I would believe that human cognition is much, much simpler than it feels from the inside -- that there are no deep algorithms, and it's all just cache lookups plus a handful of feedback loops which even a mere human programmer would call trivial.

I would believe that there's no way to define "sentience" (without resorting to something ridiculously post hoc) which includes humans but excludes most other mammals.

I would believe in solipsism.

I can hardly think of any political, economic, or moral assertion I'd regard as implausible, except that one of the world's extant religions is true (since that would have about as much internal consistency as "2 + 2 = 3").

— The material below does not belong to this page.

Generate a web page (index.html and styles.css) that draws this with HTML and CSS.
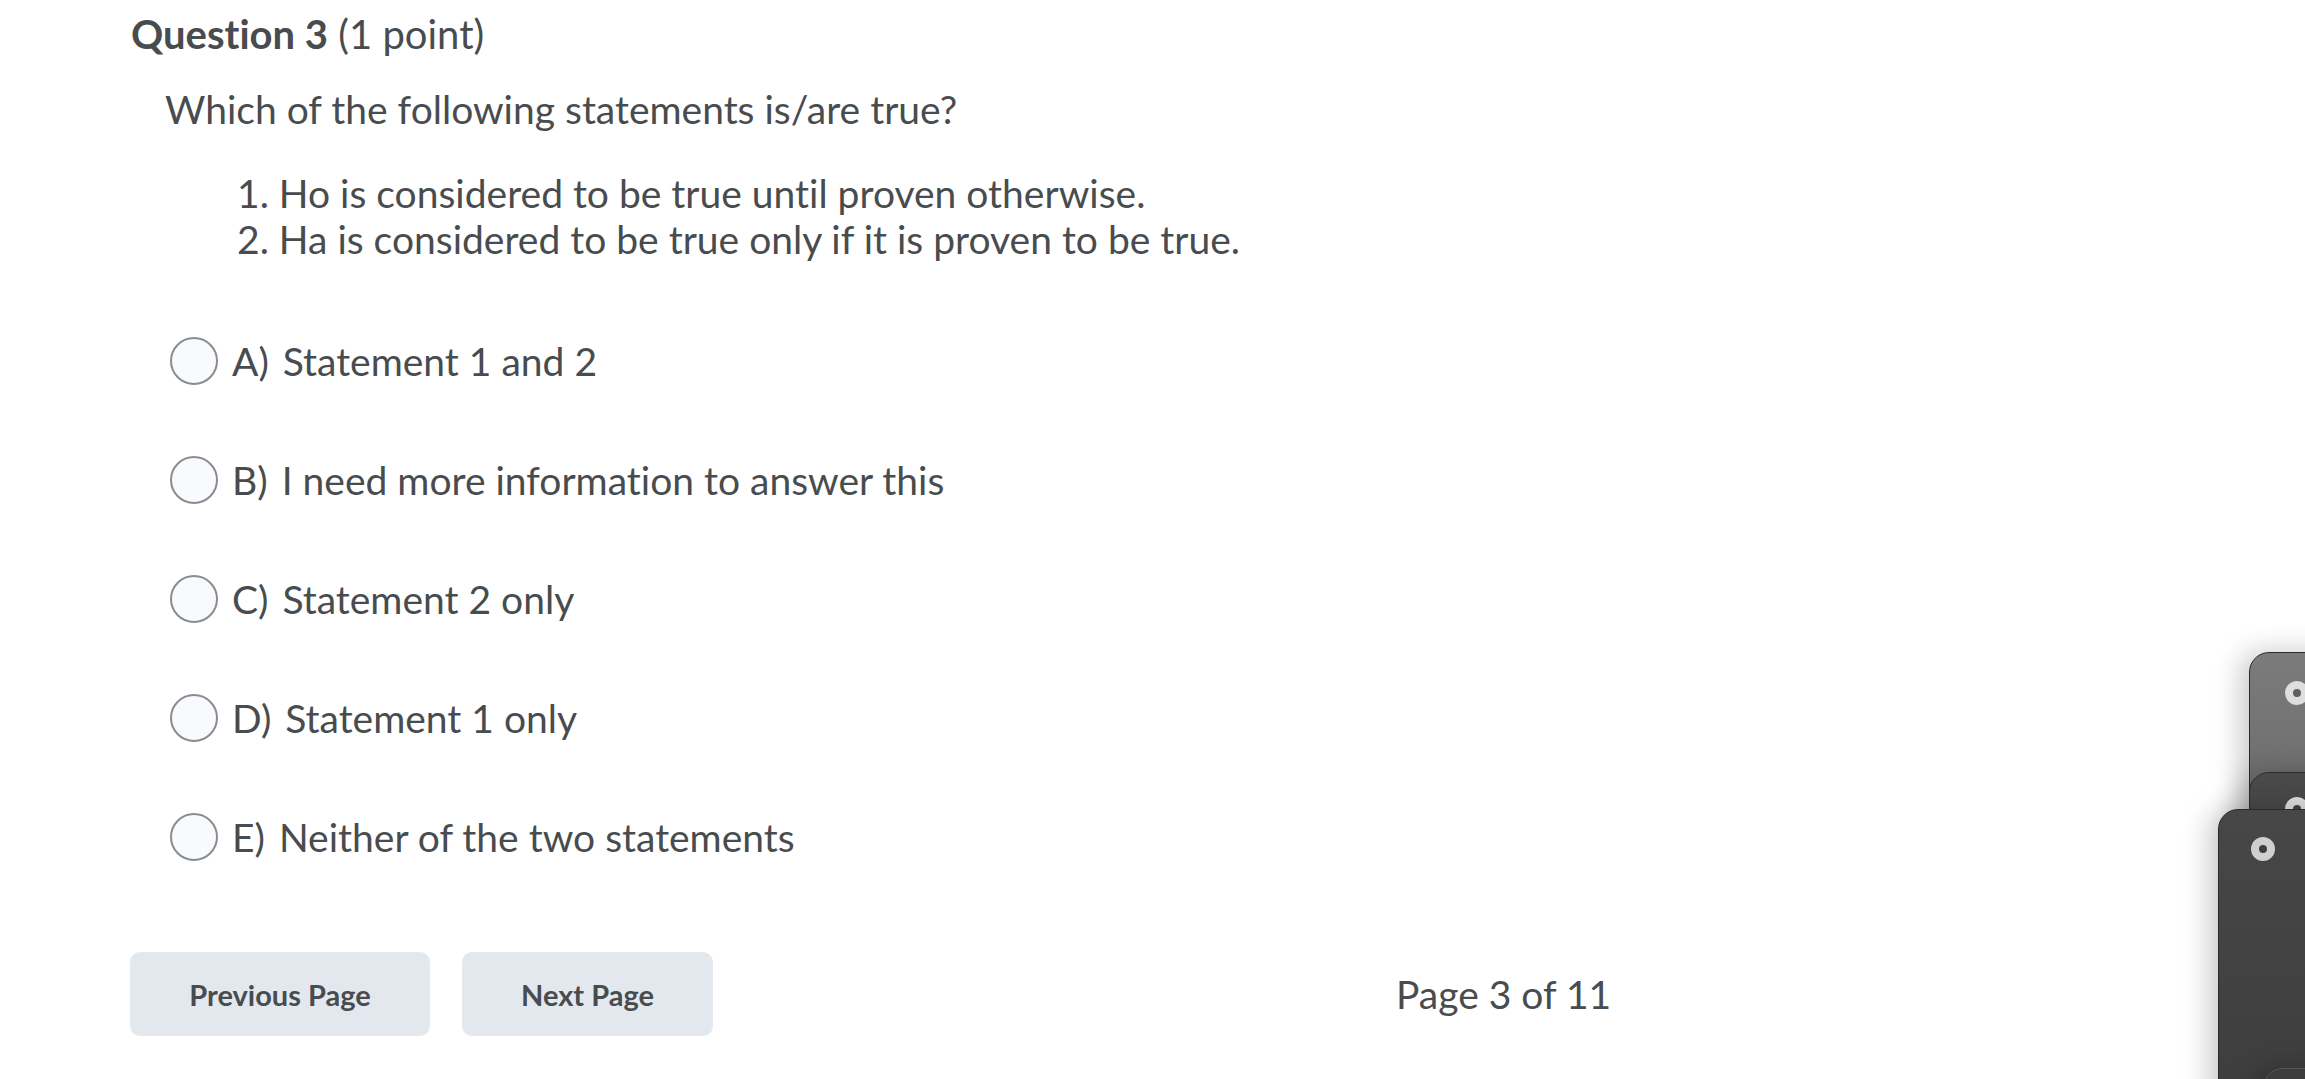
FILE: index.html
```html
<!DOCTYPE html>
<html lang="en">
<head>
<meta charset="utf-8">
<title>Question 3</title>
<link rel="stylesheet" href="styles.css">
</head>
<body>
<main class="quiz">
  <h2 class="q-title"><strong>Question 3</strong> (1 point)</h2>
  <div class="q-body">
    <p class="q-text">Which of the following statements is/are true?</p>
    <ol class="q-list">
      <li>Ho is considered to be true until proven otherwise.</li>
      <li>Ha is considered to be true only if it is proven to be true.</li>
    </ol>
  </div>
  <div class="options">
    <label class="opt"><span class="radio"></span><span class="opt-text"><span class="opt-key">A)</span>Statement 1 and 2</span></label>
    <label class="opt"><span class="radio"></span><span class="opt-text"><span class="opt-key">B)</span>I need more information to answer this</span></label>
    <label class="opt"><span class="radio"></span><span class="opt-text"><span class="opt-key">C)</span>Statement 2 only</span></label>
    <label class="opt"><span class="radio"></span><span class="opt-text"><span class="opt-key">D)</span>Statement 1 only</span></label>
    <label class="opt"><span class="radio"></span><span class="opt-text"><span class="opt-key">E)</span>Neither of the two statements</span></label>
  </div>
  <div class="nav">
    <button class="btn btn-prev">Previous Page</button>
    <button class="btn btn-next">Next Page</button>
    <span class="page-count">Page 3 of 11</span>
  </div>
</main>
<div class="tags">
  <div class="tag tag1"><span class="hole"></span></div>
  <div class="tag tag2"><span class="hole"></span></div>
  <div class="tag tag3"><span class="hole"></span></div>
  <div class="tag tag4"></div>
</div>
</body>
</html>
```
FILE: styles.css
```css
html, body {
  margin: 0;
  padding: 0;
  background: #ffffff;
  overflow: hidden;
}
body {
  width: 2305px;
  height: 1079px;
  font-family: Lato, "Open Sans", "Liberation Sans", sans-serif;
  font-variant-ligatures: no-common-ligatures;
  color: #494c4e;
  position: relative;
}
.quiz {
  padding: 12px 0 0 131px;
}
.q-title {
  margin: 0;
  font-size: 40px;
  line-height: 44px;
  font-weight: 400;
}
.q-title strong {
  font-weight: 700;
}
.q-body {
  padding-left: 34px;
}
.q-text {
  margin: 30px 0 0;
  font-size: 39px;
  line-height: 46px;
}
.q-list {
  margin: 38px 0 0;
  padding-left: 72px;
  font-size: 39px;
  line-height: 46px;
  list-style: none;
  counter-reset: item;
}
.q-list li {
  counter-increment: item;
}
.q-list li::before {
  content: counter(item) ". ";
}
.options {
  margin-top: 39px;
  display: flex;
  flex-direction: column;
}
.opt {
  height: 119px;
  display: flex;
  align-items: center;
  padding-left: 39px;
  font-size: 39px;
}
.radio {
  width: 44px;
  height: 44px;
  border: 2px solid #8a8d90;
  border-radius: 50%;
  background: #f9fafe;
  flex: none;
}
.opt-text {
  margin-left: 14px;
}
.opt-key {
  margin-right: 14px;
}
.nav {
  margin-top: 56px;
  display: flex;
  align-items: center;
}
.btn {
  height: 84px;
  border: none;
  border-radius: 10px;
  background: #e3e8ef;
  color: #494c4e;
  font-family: Lato, "Open Sans", "Liberation Sans", sans-serif;
  font-variant-ligatures: no-common-ligatures;
  font-weight: 700;
  font-size: 29px;
  padding: 0;
}
.btn-prev {
  width: 300px;
  margin-left: -1px;
}
.btn-next {
  width: 251px;
  margin-left: 32px;
}
.page-count {
  margin-left: 683px;
  font-size: 39px;
}
.tags {
  position: absolute;
  inset: 0;
  overflow: hidden;
  pointer-events: none;
}
.tag {
  position: absolute;
  width: 200px;
  border: 1px solid #2a2a2a;
  border-radius: 20px 0 0 0;
  box-shadow: -8px 0 28px rgba(0, 0, 0, 0.22);
}
.tag1 {
  left: 2249px;
  top: 652px;
  height: 300px;
  background: linear-gradient(180deg, #7b7b7b 0%, #5e5e5e 100%);
}
.tag2 {
  left: 2249px;
  top: 772px;
  height: 200px;
  background: linear-gradient(180deg, #4a4a4a 0%, #3e3e3e 100%);
}
.tag3 {
  left: 2218px;
  top: 809px;
  height: 400px;
  background: linear-gradient(180deg, #474747 0%, #3a3a3a 100%);
}
.tag4 {
  left: 2263px;
  top: 1068px;
  height: 100px;
  background: #3c3c3c;
  border-color: #555;
}
.hole {
  position: absolute;
  width: 8px;
  height: 8px;
  border-radius: 50%;
  background: #444;
  border: 8px solid #dedede;
}
.tag1 .hole {
  left: 35px;
  top: 28px;
  background: #5f5f5f;
}
.tag2 .hole {
  left: 35px;
  top: 24px;
}
.tag3 .hole {
  left: 32px;
  top: 27px;
  background: #3e3e3e;
  border-color: #cfcfcf;
}
```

Comment author: Alicorn 15 July 2009 05:30:08AM 11 points [-]

Solipsism? Isn't there some contradiction inherent in believing in solipsism because someone else tells you that you should?

Comment author: simpleton 15 July 2009 06:07:19AM 6 points [-]

Well, I wouldn't rule out any of:

1) I and the AI are the only real optimization processes in the universe.

2) I-and-the-AI is the only real optimization process in the universe (but the AI half of this duo consistently makes better predictions than "I" do).

3) The concept of personal identity is unsalvageably confused.

Comment author: CannibalSmith 15 July 2009 11:46:03AM 0 points [-]

If you perceive other people [telling you you should believe in solipsism] it doesn't mean they really exist as something more than just your perception of them.

Of course, if someone is trying to convert other people to solipsism, he doesn't know what solipsism is.